The Directorate-General for Regional and Urban Policy, known as DG REGIO, oversees almost a third of EU spending through the bloc’s cohesion policy — roughly €600 billion of cash designed to help poorer regions.

But DG REGIO could become a casualty of the Commission’s broader effort to reorganize itself around new priorities, including competitiveness, defense and strategic investment, according to nine EU officials and diplomats familiar with the discussions. They were granted anonymity to discuss the confidential plans.

The debate reflects a wider shift in how Brussels manages money. While traditional cohesion funds have been managed jointly by EU governments and regions, during the pandemic the bloc moved to a more centralized model, with national recovery plans negotiated directly between capitals and the Commission.

That model showed the EU could move money faster when spending decisions were controlled more tightly from Brussels, the officials said, adding that the same logic is now shaping talks on the bloc’s next long-term budget.

Von der Leyen has pushed to steer more EU money toward defense and competitiveness. Under two restructuring scenarios now circulating in Brussels, she would gain tighter control over major spending programs, officials said.

One option is the creation of a new super-department, informally dubbed DG INVEST, that would oversee regional and social funds as well as the future competitiveness fund, four officials said.

Such a move would give von der Leyen a chance to reshape a major part of the Commission around her own priorities, one of the officials said: “If you build a structure from scratch, you shape it in your own image.”

A second option would stop short of scrapping DG REGIO outright, given its history and political weight. Instead, it could be merged with the Reform and Investment Task Force, known as SG REFORM, three officials said. SG REFORM manages the EU’s Covid recovery funds and already sits close to von der Leyen through the Secretariat-General.

But Ľubica Karvašová, vice chair of the European Parliament’s REGI Committee, said the ideas were “a failure to understand what cohesion policy is really about.”

Europe’s regions cannot be managed through an overly centralized investment model, Karvašová said. She also warned there would be political resistance if other Commission departments were strengthened at DG REGIO’s expense.

Inside DG REGIO, anxiety is spreading.
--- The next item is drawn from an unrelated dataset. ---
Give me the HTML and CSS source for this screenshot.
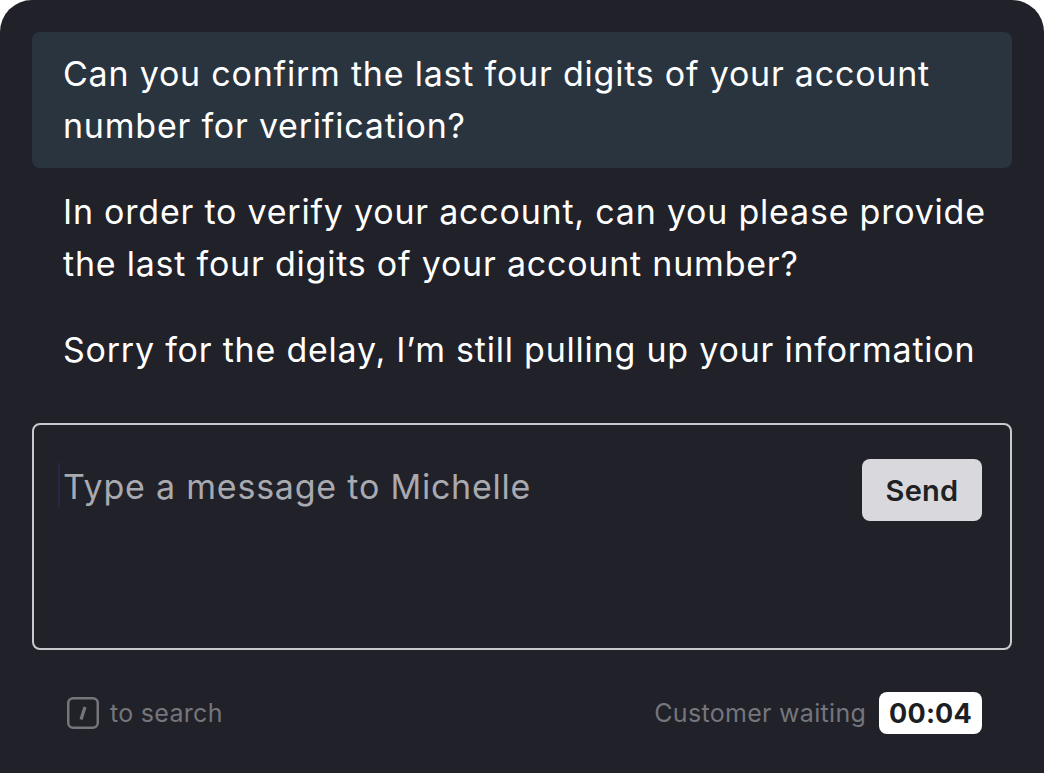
FILE: index.html
```html
<!DOCTYPE html>
<html>
<head>
<meta charset="utf-8">
<link rel="stylesheet" href="styles.css">
</head>
<body>
<div class="panel">
  <div class="messages">
    <div class="msg msg-active">Can you confirm the last four digits of your account number for verification?</div>
    <div class="msg">In order to verify your account, can you please provide the last four digits of your account number?</div>
    <div class="msg">Sorry for the delay, I’m still pulling up your information</div>
  </div>
  <div class="composer">
    <div class="input-row">
      <div class="placeholder"><span class="caret"></span>Type a message to Michelle</div>
      <button class="send">Send</button>
    </div>
  </div>
  <div class="footer">
    <div class="hint">
      <svg class="key" width="32" height="32" viewBox="0 0 32 32" aria-label="/">
        <rect x="1.25" y="1.25" width="29.5" height="29.5" rx="5" fill="none" stroke="#75757c" stroke-width="2.5"/>
        <line x1="18" y1="10" x2="14" y2="22.5" stroke="#75757c" stroke-width="3.2" stroke-linecap="butt"/>
      </svg>
      <span>to search</span>
    </div>
    <div class="waiting">
      <span>Customer waiting</span>
      <span class="timer">00:04</span>
    </div>
  </div>
</div>
</body>
</html>
```

FILE: styles.css
```css
html, body {
  margin: 0;
  padding: 0;
  background: #ffffff;
}
body {
  font-family: Inter, "Noto Sans", "Liberation Sans", sans-serif;
  width: 1044px;
  height: 773px;
  overflow: hidden;
}
.panel {
  background: #202129;
  border-radius: 32px 32px 0 0;
  height: 800px;
  padding: 32px 32px 0 32px;
  box-sizing: border-box;
}
.messages {
  display: flex;
  flex-direction: column;
  gap: 2px;
}
.msg {
  color: #ffffff;
  font-size: 34px;
  line-height: 52px;
  padding: 16px 16px 16px 31px;
  border-radius: 8px;
  letter-spacing: 0.78px;
}
.msg-active {
  background: #29343f;
}
.composer {
  margin-top: 31px;
  height: 227px;
  box-sizing: border-box;
  border: 2px solid #c9c9cd;
  border-radius: 8px;
  padding: 34px 28px 0 29px;
}
.input-row {
  display: flex;
  justify-content: space-between;
  align-items: flex-start;
}
.placeholder {
  color: #a9a9b0;
  font-size: 34px;
  line-height: 52px;
  letter-spacing: 0.78px;
  margin-top: 2px;
  position: relative;
}
.caret {
  position: absolute;
  left: -5px;
  top: 2px;
  width: 2px;
  height: 44px;
  background: #232a44;
}
.send {
  background: #d9d9dd;
  border: none;
  border-radius: 8px;
  width: 120px;
  height: 62px;
  font-family: inherit;
  font-size: 29px;
  font-weight: 600;
  letter-spacing: 0.3px;
  color: #202124;
  padding: 0;
  margin: 0;
}
.footer {
  display: flex;
  justify-content: space-between;
  align-items: center;
  padding: 42px 30px 0 35px;
}
.hint, .waiting {
  display: flex;
  align-items: center;
  color: #75757c;
  font-size: 25px;
  letter-spacing: 0.3px;
}
.key {
  display: block;
  margin-right: 11px;
}
.timer {
  background: #ffffff;
  color: #1e1f24;
  font-size: 27px;
  font-weight: 700;
  letter-spacing: 0.2px;
  border-radius: 8px;
  padding: 0 10px;
  height: 42px;
  display: inline-flex;
  align-items: center;
  margin-left: 13px;
}
```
One official described staff as “an egg in the fridge” — carrying an expiration date — adding that while many officials have already moved elsewhere in the Commission, there is no “panic exodus” yet.

The key moment for any overhaul is likely to be the Commission’s large-scale review, expected by the end of 2026 ahead of the next budget cycle in 2028, officials said.

The expected retirement next year of Director-General Themis Christophidou is also fueling speculation that DG REGIO could be killed off altogether, two Commission officials added.